What to work on:
Exactly as written, retype the listing below, omitting the pictures.

## Start Source data

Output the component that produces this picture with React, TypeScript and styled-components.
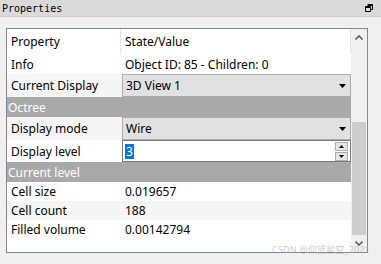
import styled, { createGlobalStyle } from 'styled-components'

const GlobalStyle = createGlobalStyle`
    html, body {
        margin: 0;
        padding: 0;
        background: #f0f0f0;
        width: 381px;
        height: 264px;
        overflow: hidden;
    }
`

interface RowI {
    height: number
    shaded?: boolean
}

const Window = styled.div`
    width: 381px;
    height: 264px;
    background: #f0f0f0;
    display: flex;
    flex-direction: column;
    font-family: 'Noto Sans', 'Noto Sans CJK SC', sans-serif;
`

const TitleBar = styled.div`
    height: 16px;
    background: #dadada;
    border-bottom: 1px solid #c8c8c8;
    display: flex;
    align-items: center;
    justify-content: space-between;
    padding: 0 8px 0 2px;
`

const TitleText = styled.span`
    font-family: 'DejaVu Sans Mono', 'Liberation Mono', monospace;
    font-size: 10px;
    color: #000;
`

const Body = styled.div`
    padding: 11px 13px 0 6px;
`

const Frame = styled.div`
    height: 223px;
    border: 1px solid #828790;
    background: #fff;
    display: flex;
`

const Table = styled.div`
    flex: 1;
    display: flex;
    flex-direction: column;
`

const Row = styled.div<RowI>`
    height: ${p => p.height}px;
    display: grid;
    grid-template-columns: 114px 1fr;
    background: ${p => p.shaded ? '#f5f5f5' : '#fff'};
    font-size: 12px;
    color: #000;
`

const Cell = styled.div`
    display: flex;
    align-items: center;
    padding-left: 4px;
    white-space: nowrap;
`

const HeaderCell = styled(Cell)`
    border-right: 1px solid #e5e5e5;
`

const GroupRow = styled.div`
    height: 20px;
    background: #a9a9a9;
    color: #fff;
    font-size: 12px;
    display: flex;
    align-items: center;
    padding-left: 1px;
`

const Combo = styled.div`
    flex: 1;
    align-self: stretch;
    margin-left: 1px;
    background: #e1e1e1;
    border: 1px solid #adadad;
    display: flex;
    align-items: center;
    justify-content: space-between;
    padding: 0 4px 0 3px;
`

const Spin = styled.div`
    flex: 1;
    align-self: stretch;
    margin-left: 1px;
    background: #fff;
    border: 1px solid #7a7a7a;
    display: flex;
    align-items: center;
    justify-content: space-between;
    padding: 0 2px 0 2px;
`

const Selected = styled.span`
    background: #0078d7;
    color: #fff;
    line-height: 15px;
    padding: 0 1px;
`

const SpinButtons = styled.div`
    display: flex;
    flex-direction: column;
    gap: 1px;
`

const SpinButton = styled.div`
    width: 11px;
    height: 7px;
    border: 1px solid #adadad;
    background: #e5e5e5;
    display: flex;
    align-items: center;
    justify-content: center;
`

const EditorCell = styled.div`
    display: flex;
    align-items: stretch;
`

const ScrollBar = styled.div`
    width: 16px;
    background: #f0f0f0;
    display: flex;
    flex-direction: column;
    align-items: center;
`

const ScrollArrow = styled.div`
    height: 17px;
    width: 16px;
    display: flex;
    align-items: center;
    justify-content: center;
`

const Track = styled.div`
    flex: 1;
    width: 100%;
    display: flex;
    flex-direction: column;
    justify-content: flex-end;
`

const Thumb = styled.div`
    height: 113px;
    margin: 0 1px;
    background: #cdcdcd;
`

const Watermark = styled.div`
    position: absolute;
    left: 272px;
    top: 243px;
    font-size: 9px;
    color: rgba(150, 150, 150, 0.5);
    font-family: 'Noto Sans', 'Noto Sans CJK SC', sans-serif;
    letter-spacing: 0.2px;
`

const Arrow = () => (
    <svg width="7" height="4" viewBox="0 0 7 4">
        <path d="M0 0H7L3.5 4Z" fill="#000" />
    </svg>
)

const SmallArrow = ({ up }: { up?: boolean }) => (
    <svg width="5" height="3" viewBox="0 0 5 3">
        <path d={up ? 'M0 3H5L2.5 0Z' : 'M0 0H5L2.5 3Z'} fill="#000" />
    </svg>
)

const Chevron = ({ up }: { up?: boolean }) => (
    <svg width="8" height="5" viewBox="0 0 8 5">
        <path d={up ? 'M0.5 4.5L4 1L7.5 4.5' : 'M0.5 0.5L4 4L7.5 0.5'} stroke="#606060" strokeWidth="1.6" fill="none" />
    </svg>
)

const FloatIcon = () => (
    <svg width="8" height="8" viewBox="0 0 8 8">
        <path d="M2.5 0.5H7.5V5.5H5.5M0.5 2.5H5.5V7.5H0.5Z M0.5 3.5H5.5 M2.5 1.5H7.5" stroke="#000" strokeWidth="1" fill="none" />
    </svg>
)

const values = [
    { name: 'Cell size', value: '0.019657', shaded: false },
    { name: 'Cell count', value: '188', shaded: true },
    { name: 'Filled volume', value: '0.00142794', shaded: false },
]

export default function App() {
    return (
        <Window>
            <GlobalStyle />
            <TitleBar>
                <TitleText>Properties</TitleText>
                <FloatIcon />
            </TitleBar>
            <Body>
                <Frame>
                    <Table>
                        <Row height={25}>
                            <HeaderCell>Property</HeaderCell>
                            <HeaderCell>State/Value</HeaderCell>
                        </Row>
                        <Row height={20}>
                            <Cell>Info</Cell>
                            <Cell>Object ID: 85 - Children: 0</Cell>
                        </Row>
                        <Row height={23} shaded>
                            <Cell>Current Display</Cell>
                            <EditorCell>
                                <Combo>3D View 1<Arrow /></Combo>
                            </EditorCell>
                        </Row>
                        <GroupRow>Octree</GroupRow>
                        <Row height={23} shaded>
                            <Cell>Display mode</Cell>
                            <EditorCell>
                                <Combo>Wire<Arrow /></Combo>
                            </EditorCell>
                        </Row>
                        <Row height={22}>
                            <Cell>Display level</Cell>
                            <EditorCell>
                                <Spin>
                                    <Selected>3</Selected>
                                    <SpinButtons>
                                        <SpinButton><SmallArrow up /></SpinButton>
                                        <SpinButton><SmallArrow /></SpinButton>
                                    </SpinButtons>
                                </Spin>
                            </EditorCell>
                        </Row>
                        <GroupRow>Current level</GroupRow>
                        {values.map(v => (
                            <Row key={v.name} height={19} shaded={v.shaded}>
                                <Cell>{v.name}</Cell>
                                <Cell>{v.value}</Cell>
                            </Row>
                        ))}
                    </Table>
                    <ScrollBar>
                        <ScrollArrow><Chevron up /></ScrollArrow>
                        <Track>
                            <Thumb />
                        </Track>
                        <ScrollArrow><Chevron /></ScrollArrow>
                    </ScrollBar>
                </Frame>
            </Body>
            <Watermark>CSDN @仰望星空_2021</Watermark>
        </Window>
    )
}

## End Source data

Full response:
Output the component that produces this picture with React, TypeScript and styled-components.
import styled, { createGlobalStyle } from 'styled-components'

const GlobalStyle = createGlobalStyle`
    html, body {
        margin: 0;
        padding: 0;
        background: #f0f0f0;
        width: 381px;
        height: 264px;
        overflow: hidden;
    }
`

interface RowI {
    height: number
    shaded?: boolean
}

const Window = styled.div`
    width: 381px;
    height: 264px;
    background: #f0f0f0;
    display: flex;
    flex-direction: column;
    font-family: 'Noto Sans', 'Noto Sans CJK SC', sans-serif;
`

const TitleBar = styled.div`
    height: 16px;
    background: #dadada;
    border-bottom: 1px solid #c8c8c8;
    display: flex;
    align-items: center;
    justify-content: space-between;
    padding: 0 8px 0 2px;
`

const TitleText = styled.span`
    font-family: 'DejaVu Sans Mono', 'Liberation Mono', monospace;
    font-size: 10px;
    color: #000;
`

const Body = styled.div`
    padding: 11px 13px 0 6px;
`

const Frame = styled.div`
    height: 223px;
    border: 1px solid #828790;
    background: #fff;
    display: flex;
`

const Table = styled.div`
    flex: 1;
    display: flex;
    flex-direction: column;
`

const Row = styled.div<RowI>`
    height: ${p => p.height}px;
    display: grid;
    grid-template-columns: 114px 1fr;
    background: ${p => p.shaded ? '#f5f5f5' : '#fff'};
    font-size: 12px;
    color: #000;
`

const Cell = styled.div`
    display: flex;
    align-items: center;
    padding-left: 4px;
    white-space: nowrap;
`

const HeaderCell = styled(Cell)`
    border-right: 1px solid #e5e5e5;
`

const GroupRow = styled.div`
    height: 20px;
    background: #a9a9a9;
    color: #fff;
    font-size: 12px;
    display: flex;
    align-items: center;
    padding-left: 1px;
`

const Combo = styled.div`
    flex: 1;
    align-self: stretch;
    margin-left: 1px;
    background: #e1e1e1;
    border: 1px solid #adadad;
    display: flex;
    align-items: center;
    justify-content: space-between;
    padding: 0 4px 0 3px;
`

const Spin = styled.div`
    flex: 1;
    align-self: stretch;
    margin-left: 1px;
    background: #fff;
    border: 1px solid #7a7a7a;
    display: flex;
    align-items: center;
    justify-content: space-between;
    padding: 0 2px 0 2px;
`

const Selected = styled.span`
    background: #0078d7;
    color: #fff;
    line-height: 15px;
    padding: 0 1px;
`

const SpinButtons = styled.div`
    display: flex;
    flex-direction: column;
    gap: 1px;
`

const SpinButton = styled.div`
    width: 11px;
    height: 7px;
    border: 1px solid #adadad;
    background: #e5e5e5;
    display: flex;
    align-items: center;
    justify-content: center;
`

const EditorCell = styled.div`
    display: flex;
    align-items: stretch;
`

const ScrollBar = styled.div`
    width: 16px;
    background: #f0f0f0;
    display: flex;
    flex-direction: column;
    align-items: center;
`

const ScrollArrow = styled.div`
    height: 17px;
    width: 16px;
    display: flex;
    align-items: center;
    justify-content: center;
`

const Track = styled.div`
    flex: 1;
    width: 100%;
    display: flex;
    flex-direction: column;
    justify-content: flex-end;
`

const Thumb = styled.div`
    height: 113px;
    margin: 0 1px;
    background: #cdcdcd;
`

const Watermark = styled.div`
    position: absolute;
    left: 272px;
    top: 243px;
    font-size: 9px;
    color: rgba(150, 150, 150, 0.5);
    font-family: 'Noto Sans', 'Noto Sans CJK SC', sans-serif;
    letter-spacing: 0.2px;
`

const Arrow = () => (
    <svg width="7" height="4" viewBox="0 0 7 4">
        <path d="M0 0H7L3.5 4Z" fill="#000" />
    </svg>
)

const SmallArrow = ({ up }: { up?: boolean }) => (
    <svg width="5" height="3" viewBox="0 0 5 3">
        <path d={up ? 'M0 3H5L2.5 0Z' : 'M0 0H5L2.5 3Z'} fill="#000" />
    </svg>
)

const Chevron = ({ up }: { up?: boolean }) => (
    <svg width="8" height="5" viewBox="0 0 8 5">
        <path d={up ? 'M0.5 4.5L4 1L7.5 4.5' : 'M0.5 0.5L4 4L7.5 0.5'} stroke="#606060" strokeWidth="1.6" fill="none" />
    </svg>
)

const FloatIcon = () => (
    <svg width="8" height="8" viewBox="0 0 8 8">
        <path d="M2.5 0.5H7.5V5.5H5.5M0.5 2.5H5.5V7.5H0.5Z M0.5 3.5H5.5 M2.5 1.5H7.5" stroke="#000" strokeWidth="1" fill="none" />
    </svg>
)

const values = [
    { name: 'Cell size', value: '0.019657', shaded: false },
    { name: 'Cell count', value: '188', shaded: true },
    { name: 'Filled volume', value: '0.00142794', shaded: false },
]

export default function App() {
    return (
        <Window>
            <GlobalStyle />
            <TitleBar>
                <TitleText>Properties</TitleText>
                <FloatIcon />
            </TitleBar>
            <Body>
                <Frame>
                    <Table>
                        <Row height={25}>
                            <HeaderCell>Property</HeaderCell>
                            <HeaderCell>State/Value</HeaderCell>
                        </Row>
                        <Row height={20}>
                            <Cell>Info</Cell>
                            <Cell>Object ID: 85 - Children: 0</Cell>
                        </Row>
                        <Row height={23} shaded>
                            <Cell>Current Display</Cell>
                            <EditorCell>
                                <Combo>3D View 1<Arrow /></Combo>
                            </EditorCell>
                        </Row>
                        <GroupRow>Octree</GroupRow>
                        <Row height={23} shaded>
                            <Cell>Display mode</Cell>
                            <EditorCell>
                                <Combo>Wire<Arrow /></Combo>
                            </EditorCell>
                        </Row>
                        <Row height={22}>
                            <Cell>Display level</Cell>
                            <EditorCell>
                                <Spin>
                                    <Selected>3</Selected>
                                    <SpinButtons>
                                        <SpinButton><SmallArrow up /></SpinButton>
                                        <SpinButton><SmallArrow /></SpinButton>
                                    </SpinButtons>
                                </Spin>
                            </EditorCell>
                        </Row>
                        <GroupRow>Current level</GroupRow>
                        {values.map(v => (
                            <Row key={v.name} height={19} shaded={v.shaded}>
                                <Cell>{v.name}</Cell>
                                <Cell>{v.value}</Cell>
                            </Row>
                        ))}
                    </Table>
                    <ScrollBar>
                        <ScrollArrow><Chevron up /></ScrollArrow>
                        <Track>
                            <Thumb />
                        </Track>
                        <ScrollArrow><Chevron /></ScrollArrow>
                    </ScrollBar>
                </Frame>
            </Body>
            <Watermark>CSDN @仰望星空_2021</Watermark>
        </Window>
    )
}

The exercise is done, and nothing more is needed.